Le associazioni in rappresentanza dei 7,3 milioni di familiari che assistono a tempo pieno genitori, coniugi o figli infermi e disabili fanno sentire la loro voce in vista del confronto in Senato

Sono mamme, papà, mogli, figli, fratelli, sorelle, nipoti. Assistono in casa, tutti i giorni, un loro parente disabile, anziano non autosufficiente o affetto da una malattia cronica invalidante. Accudiscono, vestono, lavano, imboccano persone che non riescono a farlo da sole. Con notti insonni, corse in ospedale e carrozzine da portare. Si chiamano “caregiver familiari” e sono, di fatto, dei “volontari” generosi e senza alternative, costretti a sostituirsi alla mancanza di servizi socio- sanitari sul territorio. In Italia se ne contano 7,3 milioni: un esercito nascosto, senza aiuti economici, e senza una legge che li tuteli.

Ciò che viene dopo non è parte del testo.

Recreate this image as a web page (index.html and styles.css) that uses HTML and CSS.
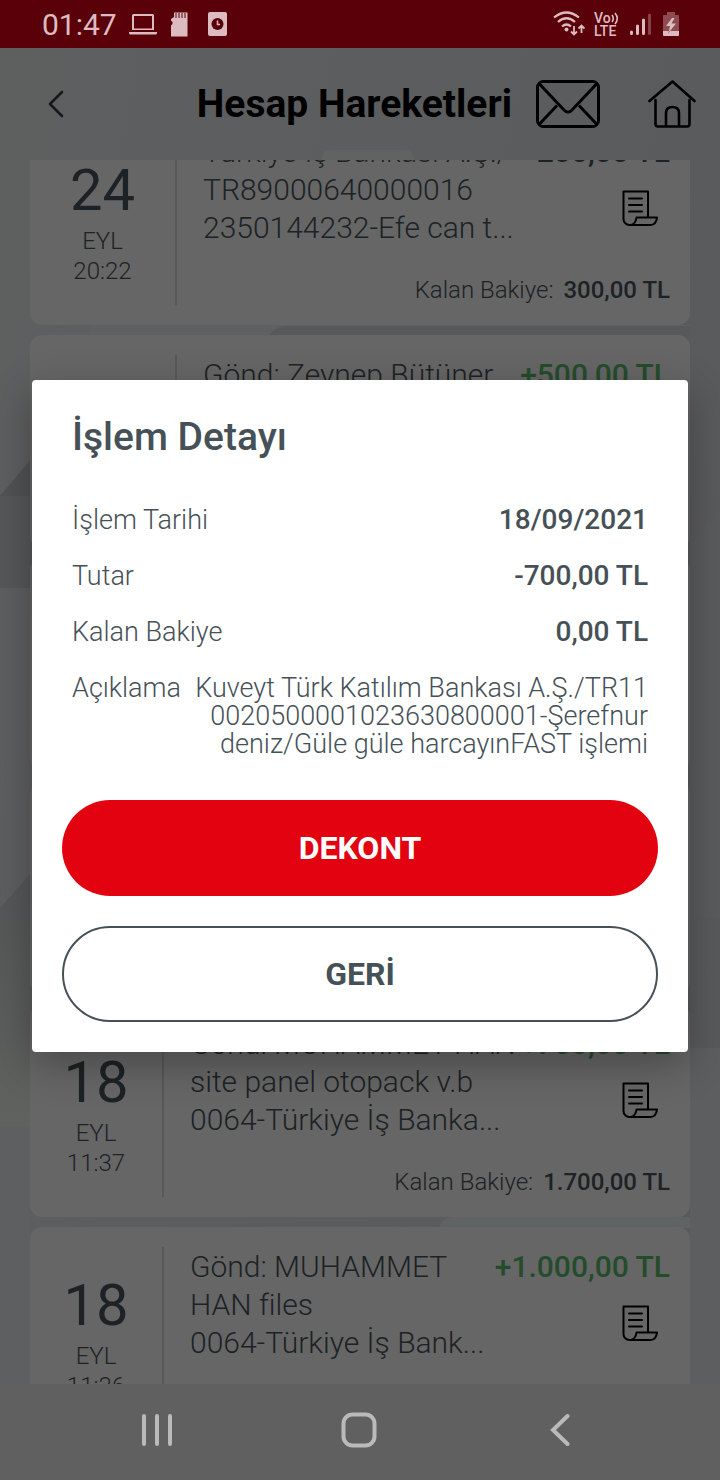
FILE: index.html
```html
<!DOCTYPE html>
<html lang="tr">
<head>
<meta charset="utf-8">
<meta name="viewport" content="width=device-width, initial-scale=1">
<title>Hesap Hareketleri</title>
<link rel="stylesheet" href="styles.css">
</head>
<body>
<svg class="symbols" aria-hidden="true">
  <symbol id="receipt" viewBox="0 0 36 36">
    <path d="M26 27V1.500H1.500V29a6 6 0 0 0 6 6h21c4 0 6-3 6.500-7.500H14.500c-.5 4-2 7-6 7.500" fill="none" stroke="currentColor" stroke-width="2" stroke-linejoin="round"/>
    <path d="M7 8.500h13M7 15h13M7 21.500h13" fill="none" stroke="currentColor" stroke-width="2" stroke-linecap="round"/>
  </symbol>
</svg>
<div class="phone">
  <div class="status">
    <div class="status-group">
      <time class="clock">01:47</time>
      <svg width="28" height="24" viewBox="0 0 28 24" fill="currentColor"><path fill-rule="evenodd" d="M4.500 2h19Q25 2 25 3.500V18H3V3.500Q3 2 4.500 2zM5 4v12.500h18V4zM0 20h28v1q0 1.500-1.500 1.500h-25Q0 22.500 0 21z"/></svg>
      <svg class="sd" width="18" height="26" viewBox="0 0 18 26"><path d="M3 1.500h13.500V25.500H0V14.500l1.500-1.500v-2L0 9.500V8l3-2z" fill="currentColor"/><path d="M5 2v5M8 2v5M11 2v5M14 2v5" stroke="#5a0008" stroke-width="1"/></svg>
      <svg class="alarm" width="20" height="24" viewBox="0 0 20 24"><rect width="19" height="24" rx="2" fill="currentColor"/><circle cx="9.500" cy="12" r="6" fill="#5a0008"/><path d="M9.500 8.500v4H12" fill="none" stroke="currentColor" stroke-width="1.500"/></svg>
    </div>
    <div class="status-group right">
      <svg width="32" height="26" viewBox="0 0 32 26" fill="none" stroke="currentColor"><path d="M1 6.500q12.500-10 25 0M5 11q8.500-7.500 17 0M9 15.500q4.500-4 9 0" stroke-width="2.200"/><circle cx="13.500" cy="18.500" r="2" fill="currentColor" stroke="none"/><path d="M21 15v8M18 20.500l3 3 3-3M28.500 22v-7M25.500 17.500l3-3 3 3" stroke-width="1.800"/></svg>
      <svg class="volte" width="26" height="26" viewBox="0 0 26 26"><text x="0" y="12" class="volte-text">Vo</text><path d="M18 4q2.500 3.500 0 7M21 2q4.500 5.500 0 11" fill="none" stroke="currentColor" stroke-width="1.600"/><text x="0" y="25" class="volte-text">LTE</text></svg>
      <svg width="24" height="24" viewBox="0 0 24 24" stroke="currentColor" stroke-width="3" stroke-linecap="round"><path d="M2.500 20v1.500M8.500 14v7.500M14.500 8v13.500"/><path d="M20.500 3v18.500" opacity=".35"/></svg>
      <svg class="battery" width="16" height="24" viewBox="0 0 16 24"><path d="M4 0h8v3h3q1 0 1 1v16H0V4q0-1 1-1h3z" fill="currentColor" opacity=".4"/><path d="M0 19h16v4q0 1-1 1H1q-1 0-1-1zM9 6L3 14h4l-1.500 7L13 11.500H8.500L11.500 6z" fill="currentColor"/></svg>
    </div>
  </div>

  <main class="screen">
    <svg class="backdrop" viewBox="0 0 720 1336" preserveAspectRatio="none" aria-hidden="true">
      <defs>
        <linearGradient id="fade" x1="0" y1="0" x2="0" y2="1"><stop offset="0" stop-color="#545657"/><stop offset="1" stop-color="#60625f"/></linearGradient>
      </defs>
      <path d="M0 448L32 410V448z" fill="#515253"/>
      <path d="M0 448H32V540H0z" fill="#565759"/>
      <path d="M0 860L32 824V1079H0z" fill="url(#fade)"/>
      <rect x="322" y="102" width="92" height="30" rx="8" fill="#616362"/>
      <path d="M90 277H690V287H90z" fill="#5f6061"/>
      <path d="M268 290q5-12 20-12H690V290z" fill="#58595b"/>
      <path d="M688 495L720 462V870H688z" fill="#5a5b5c"/>
      <path d="M0 1079H30V1336H0z" fill="#5d5f61"/>
      <path d="M438 1180q6-11 14-11H690V1180z" fill="#606363"/>
      <path d="M690 1000H720V1336H690z" fill="#5c5e60"/>
    </svg>
    <header class="header">
      <button class="icon-button" aria-label="Geri dön"><svg width="16" height="28" viewBox="0 0 16 28"><path d="M14 2L2 14l12 12" fill="none" stroke="#14191d" stroke-width="2.600" stroke-linecap="round" stroke-linejoin="round"/></svg></button>
      <h1>Hesap Hareketleri</h1>
      <button class="icon-button mail" aria-label="Mesajlar"><svg width="64" height="48" viewBox="0 0 64 48" fill="none" stroke="#000" stroke-width="3"><rect x="1.500" y="1.500" width="61" height="45" rx="6"/><path d="M3.500 4L28 30q4 4 8 0L60.500 4M3.500 44L21 25.500M60.500 44L43 25.500"/></svg></button>
      <button class="icon-button" aria-label="Ana sayfa"><svg width="48" height="48" viewBox="0 0 48 48" fill="none" stroke="#000" stroke-width="2.600" stroke-linecap="round" stroke-linejoin="round"><path d="M1.500 21L24.500 1.500L46.500 21M7.500 20v24q0 2.500 2.500 2.500h29q2.500 0 2.500-2.500V20M18 46V33q0-6 6.500-6t6.500 6v13"/></svg></button>
    </header>

    <div class="viewport">
      <ul class="list">
        <li class="card wide">
          <div class="date"><b>24</b><span>EYL</span><time>20:22</time></div>
          <div class="body">
            <div class="top"><p>Türkiye İş Bankası A.Ş./<br>TR89000640000016<br>2350144232-Efe can t...</p>
              <div class="side"><strong>-200,00 TL</strong><svg class="receipt"><use href="#receipt"/></svg></div></div>
            <div class="balance"><span>Kalan Bakiye:</span><strong>300,00 TL</strong></div>
          </div>
        </li>
        <li class="card wide">
          <div class="date"></div>
          <div class="body"><div class="top"><p>Gönd: Zeynep Bütüner</p><div class="side"><strong class="plus">+500,00 TL</strong></div></div></div>
        </li>
        <li class="card"></li>
        <li class="card"></li>
        <li class="card">
          <div class="date"><b>18</b><span>EYL</span><time>11:37</time></div>
          <div class="body">
            <div class="top"><p>Gönd: MUHAMMET HAN<br>site panel otopack v.b<br>0064-Türkiye İş Banka...</p>
              <div class="side"><strong class="plus">+700,00 TL</strong><svg class="receipt"><use href="#receipt"/></svg></div></div>
            <div class="balance"><span>Kalan Bakiye:</span><strong>1.700,00 TL</strong></div>
          </div>
        </li>
        <li class="card">
          <div class="date"><b>18</b><span>EYL</span><time>11:36</time></div>
          <div class="body">
            <div class="top"><p>Gönd: MUHAMMET<br>HAN files<br>0064-Türkiye İş Bank...</p>
              <div class="side"><strong class="plus">+1.000,00 TL</strong><svg class="receipt"><use href="#receipt"/></svg></div></div>
          </div>
        </li>
      </ul>
    </div>

    <div class="overlay">
      <section class="dialog" role="dialog" aria-modal="true" aria-labelledby="dialog-title">
        <h2 id="dialog-title">İşlem Detayı</h2>
        <dl class="details">
          <div><dt>İşlem Tarihi</dt><dd>18/09/2021</dd></div>
          <div><dt>Tutar</dt><dd>-700,00 TL</dd></div>
          <div><dt>Kalan Bakiye</dt><dd>0,00 TL</dd></div>
          <div><dt>Açıklama</dt><dd class="note">Kuveyt Türk Katılım Bankası A.Ş./TR11<br>0020500001023630800001-Şerefnur<br>deniz/Güle güle harcayınFAST işlemi</dd></div>
        </dl>
        <div class="actions">
          <button class="primary">DEKONT</button>
          <button class="secondary">GERİ</button>
        </div>
      </section>
    </div>
  </main>

  <nav class="navbar" aria-label="Sistem">
    <button aria-label="Son uygulamalar"><svg width="32" height="34" viewBox="0 0 32 34" stroke="#bababa" stroke-width="4" stroke-linecap="round"><path d="M3 3v28M16 3v28M29 3v28"/></svg></button>
    <button aria-label="Ana ekran"><svg width="36" height="36" viewBox="0 0 36 36"><rect x="2.500" y="2.500" width="31" height="31" rx="9" fill="none" stroke="#bababa" stroke-width="4"/></svg></button>
    <button aria-label="Geri"><svg width="20" height="34" viewBox="0 0 20 34"><path d="M17.500 3L3 17l14.500 14" fill="none" stroke="#bababa" stroke-width="4" stroke-linecap="round"/></svg></button>
  </nav>
</div>
</body>
</html>
```
FILE: styles.css
```css
* { box-sizing: border-box; }

body {
  margin: 0;
  font-family: Roboto, "Open Sans", sans-serif;
  font-weight: 300;
  color: #1c2225;
  background: #606060;
}

h1, h2, p, ul, dl, dd { margin: 0; padding: 0; }

button {
  padding: 0;
  border: 0;
  background: none;
  font: inherit;
  color: inherit;
}

svg { display: block; flex: none; }

.symbols { position: absolute; width: 0; height: 0; }

.phone {
  display: grid;
  grid-template-rows: 48px minmax(0, 1fr) 96px;
  height: 100vh;
}

/* System status bar */
.status {
  display: flex;
  justify-content: space-between;
  align-items: center;
  padding: 0 41px 0 42px;
  background: #5a0008;
  color: #dcbcc0;
}

.status-group { display: flex; align-items: center; gap: 12px; }
.status-group .sd { margin-left: 2px; }
.status-group .alarm { margin-left: 7px; }
.clock { font-size: 30px; font-weight: 400; }
.right { gap: 9px; }
.right .battery { margin-left: 1px; }
.volte-text { font-size: 14px; font-weight: 500; fill: currentColor; }

/* Screen */
.screen {
  position: relative;
  display: flex;
  flex-direction: column;
  min-height: 0;
  background: linear-gradient(100deg, #5e5f5f, #5b5c5e 60%, #58595b);
}

.backdrop { position: absolute; inset: 0; width: 100%; height: 100%; }

.header {
  position: relative;
  display: flex;
  align-items: center;
  height: 112px;
  flex: none;
  padding: 0 24px 0 48px;
  color: #000;
}

.header h1 {
  flex: 1;
  padding-right: 24px;
  text-align: right;
  font-size: 39px;
  font-weight: 700;
  line-height: 48px;
}

.mail { margin-right: 48px; }

.viewport { position: relative; flex: 1; min-height: 0; overflow: hidden; }

.list {
  display: flex;
  flex-direction: column;
  gap: 10px;
  margin-top: -48px;
  padding: 0 30px;
  list-style: none;
}

.card {
  display: flex;
  min-height: 213px;
  padding: 20px 20px 20px 0;
  border-radius: 12px;
  background: #666;
}

.date {
  display: flex;
  flex-direction: column;
  align-items: center;
  justify-content: center;
  width: 134px;
  flex: none;
  padding-top: 2px;
  border-right: 2px solid #585858;
  font-size: 24px;
  line-height: 30px;
}

.wide .date { width: 147px; }
.date b { font-size: 58px; font-weight: 400; line-height: 72px; }

.body {
  display: flex;
  flex: 1;
  flex-direction: column;
  justify-content: space-between;
  min-width: 0;
  padding: 1px 0 0 26px;
}

.top {
  display: flex;
  justify-content: space-between;
  font-size: 30px;
  line-height: 38px;
  white-space: nowrap;
}

.side { display: flex; flex-direction: column; align-items: flex-end; gap: 19px; }
.side strong, .balance strong { font-weight: 500; }
.side .plus { color: #244c2b; }
.receipt { width: 36px; height: 36px; margin-right: 12px; color: #000; }

.balance {
  display: flex;
  justify-content: flex-end;
  gap: 10px;
  font-size: 24px;
  line-height: 30px;
}

/* Dialog */
.overlay {
  position: absolute;
  inset: 0;
  display: flex;
  align-items: center;
  padding: 0 32px;
}

.dialog {
  flex: 1;
  min-width: 0;
  padding: 33px 30px 30px;
  border-radius: 4px;
  background: #fff;
  color: #465157;
  box-shadow: 0 12px 40px rgba(0, 0, 0, .3);
}

.dialog h2 { padding: 0 10px; font-size: 39px; font-weight: 500; line-height: 48px; }

.details {
  display: flex;
  flex-direction: column;
  gap: 28px;
  padding: 45px 10px 42px;
  font-size: 27px;
  line-height: 28px;
}

.details div { display: flex; justify-content: space-between; }
.details dd { font-size: 28px; font-weight: 500; text-align: right; white-space: nowrap; }
.details .note { font-size: 27px; font-weight: 300; }

.actions { display: flex; flex-direction: column; gap: 30px; }
.actions button { height: 96px; border-radius: 48px; font-size: 32px; font-weight: 700; }
.actions .primary { background: #e20210; color: #fff; }
.actions .secondary { border: 2px solid #465157; }

/* System navigation */
.navbar {
  display: flex;
  align-items: center;
  justify-content: space-between;
  padding: 0 120px 4px 117px;
  background: #606060;
}

.navbar button { display: flex; justify-content: center; width: 80px; }
```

Ma qualcosa si sta muovendo: nell’ultima settimana di questo mese la Commissione Lavoro del Senato comincerà a discutere il disegno di legge n. 1461, testo unico firmato da senatori di tutti i gruppi, che prevede il riconoscimento e il sostegno a chi svolge questo ruolo. I soldi ci sono già: il Fondo appositamente istituito ammonta a 65 milioni per il triennio 2018-2020. Risorse “congelate”, però, finché non c’è la legge. «Una cifra inadeguata, che non tiene conto delle effettive necessità» è il giudizio di Alessandro Chiarini, presidente del Coordinamento nazionale Famiglie con Disabilità (Confad), che definisce il ddl «pressapochista e lontano anni luce dal fornire risposte serie e concrete al problema». «Da parte della classe politica finora c’è stato un muro di indifferenza – prosegue Chiarini – perché si considerano ancora i caregiver come dei volontari senza sapere che molti vivono in povertà perché costretti a lasciare il loro lavoro per dedicarsi a tempo pieno all’assistenza del congiunto, un’attività massacrante, anche psicologicamente».